INFORMATION SUPPLIED
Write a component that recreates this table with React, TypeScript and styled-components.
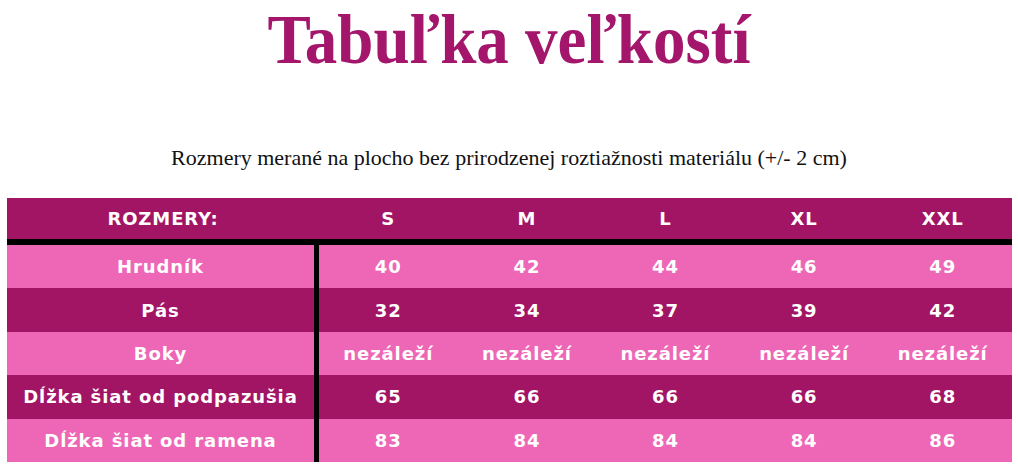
import React from "react";
import styled, { createGlobalStyle } from "styled-components";

const GlobalStyle = createGlobalStyle`
  html, body {
    margin: 0;
    padding: 0;
    background: #ffffff;
  }
`;

const DARK = "#a21464";
const LIGHT = "#ee66b6";

const Page = styled.div`
  width: 1018px;
  height: 476px;
  overflow: hidden;
  display: flex;
  flex-direction: column;
  align-items: center;
`;

const Title = styled.h1`
  margin: 0;
  padding: 2px 0 0;
  height: 74px;
  box-sizing: border-box;
  font-family: "Liberation Serif", "Times New Roman", serif;
  font-weight: bold;
  font-size: 65px;
  line-height: 68px;
  color: #a3166b;
  transform: scaleY(1.08);
  transform-origin: center top;
`;

const Note = styled.p`
  margin: 72px 0 0;
  font-family: "Liberation Serif", "Times New Roman", serif;
  font-size: 22px;
  line-height: 24px;
  color: #111;
`;

const Table = styled.div`
  align-self: flex-start;
  margin: 28px 0 0 7px;
  width: 1005px;
  display: grid;
  grid-template-columns: 312px repeat(5, 1fr);
`;

const HeadRow = styled.div`
  display: contents;
`;

const Cell = styled.div<{ $tone: "dark" | "light"; $head?: boolean; $label?: boolean }>`
  height: ${({ $head }) => ($head ? "41px" : "43.4px")};
  box-sizing: border-box;
  display: flex;
  align-items: center;
  justify-content: center;
  background: ${({ $tone }) => ($tone === "dark" ? DARK : LIGHT)};
  color: #ffffff;
  font-family: "DejaVu Sans", Verdana, sans-serif;
  font-weight: bold;
  font-size: 18px;
  letter-spacing: 0.9px;
  white-space: nowrap;
  border-right: ${({ $label, $head }) => ($label && !$head ? "5px solid #000" : "none")};
`;

const Divider = styled.div`
  grid-column: 1 / -1;
  height: 6px;
  background: #000;
`;

const sizes = ["S", "M", "L", "XL", "XXL"];

const rows: { label: string; values: string[] }[] = [
  { label: "Hrudník", values: ["40", "42", "44", "46", "49"] },
  { label: "Pás", values: ["32", "34", "37", "39", "42"] },
  { label: "Boky", values: ["nezáleží", "nezáleží", "nezáleží", "nezáleží", "nezáleží"] },
  { label: "Dĺžka šiat od podpazušia", values: ["65", "66", "66", "66", "68"] },
  { label: "Dĺžka šiat od ramena", values: ["83", "84", "84", "84", "86"] },
];

export default function App() {
  return (
    <Page>
      <GlobalStyle />
      <Title>Tabuľka veľkostí</Title>
      <Note>Rozmery merané na plocho bez prirodzenej roztiažnosti materiálu (+/- 2 cm)</Note>
      <Table>
        <HeadRow>
          <Cell $tone="dark" $head $label>
            ROZMERY:
          </Cell>
          {sizes.map((s) => (
            <Cell key={s} $tone="dark" $head>
              {s}
            </Cell>
          ))}
        </HeadRow>
        <Divider />
        {rows.map((row, i) => {
          const tone = i % 2 === 0 ? "light" : "dark";
          return (
            <React.Fragment key={row.label}>
              <Cell $tone={tone} $label>
                {row.label}
              </Cell>
              {row.values.map((v, j) => (
                <Cell key={j} $tone={tone}>
                  {v}
                </Cell>
              ))}
            </React.Fragment>
          );
        })}
      </Table>
    </Page>
  );
}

WHAT IS BEING ASKED
Every line above should be returned exactly; the pictures stay out.

FULL ANSWER
Write a component that recreates this table with React, TypeScript and styled-components.
import React from "react";
import styled, { createGlobalStyle } from "styled-components";

const GlobalStyle = createGlobalStyle`
  html, body {
    margin: 0;
    padding: 0;
    background: #ffffff;
  }
`;

const DARK = "#a21464";
const LIGHT = "#ee66b6";

const Page = styled.div`
  width: 1018px;
  height: 476px;
  overflow: hidden;
  display: flex;
  flex-direction: column;
  align-items: center;
`;

const Title = styled.h1`
  margin: 0;
  padding: 2px 0 0;
  height: 74px;
  box-sizing: border-box;
  font-family: "Liberation Serif", "Times New Roman", serif;
  font-weight: bold;
  font-size: 65px;
  line-height: 68px;
  color: #a3166b;
  transform: scaleY(1.08);
  transform-origin: center top;
`;

const Note = styled.p`
  margin: 72px 0 0;
  font-family: "Liberation Serif", "Times New Roman", serif;
  font-size: 22px;
  line-height: 24px;
  color: #111;
`;

const Table = styled.div`
  align-self: flex-start;
  margin: 28px 0 0 7px;
  width: 1005px;
  display: grid;
  grid-template-columns: 312px repeat(5, 1fr);
`;

const HeadRow = styled.div`
  display: contents;
`;

const Cell = styled.div<{ $tone: "dark" | "light"; $head?: boolean; $label?: boolean }>`
  height: ${({ $head }) => ($head ? "41px" : "43.4px")};
  box-sizing: border-box;
  display: flex;
  align-items: center;
  justify-content: center;
  background: ${({ $tone }) => ($tone === "dark" ? DARK : LIGHT)};
  color: #ffffff;
  font-family: "DejaVu Sans", Verdana, sans-serif;
  font-weight: bold;
  font-size: 18px;
  letter-spacing: 0.9px;
  white-space: nowrap;
  border-right: ${({ $label, $head }) => ($label && !$head ? "5px solid #000" : "none")};
`;

const Divider = styled.div`
  grid-column: 1 / -1;
  height: 6px;
  background: #000;
`;

const sizes = ["S", "M", "L", "XL", "XXL"];

const rows: { label: string; values: string[] }[] = [
  { label: "Hrudník", values: ["40", "42", "44", "46", "49"] },
  { label: "Pás", values: ["32", "34", "37", "39", "42"] },
  { label: "Boky", values: ["nezáleží", "nezáleží", "nezáleží", "nezáleží", "nezáleží"] },
  { label: "Dĺžka šiat od podpazušia", values: ["65", "66", "66", "66", "68"] },
  { label: "Dĺžka šiat od ramena", values: ["83", "84", "84", "84", "86"] },
];

export default function App() {
  return (
    <Page>
      <GlobalStyle />
      <Title>Tabuľka veľkostí</Title>
      <Note>Rozmery merané na plocho bez prirodzenej roztiažnosti materiálu (+/- 2 cm)</Note>
      <Table>
        <HeadRow>
          <Cell $tone="dark" $head $label>
            ROZMERY:
          </Cell>
          {sizes.map((s) => (
            <Cell key={s} $tone="dark" $head>
              {s}
            </Cell>
          ))}
        </HeadRow>
        <Divider />
        {rows.map((row, i) => {
          const tone = i % 2 === 0 ? "light" : "dark";
          return (
            <React.Fragment key={row.label}>
              <Cell $tone={tone} $label>
                {row.label}
              </Cell>
              {row.values.map((v, j) => (
                <Cell key={j} $tone={tone}>
                  {v}
                </Cell>
              ))}
            </React.Fragment>
          );
        })}
      </Table>
    </Page>
  );
}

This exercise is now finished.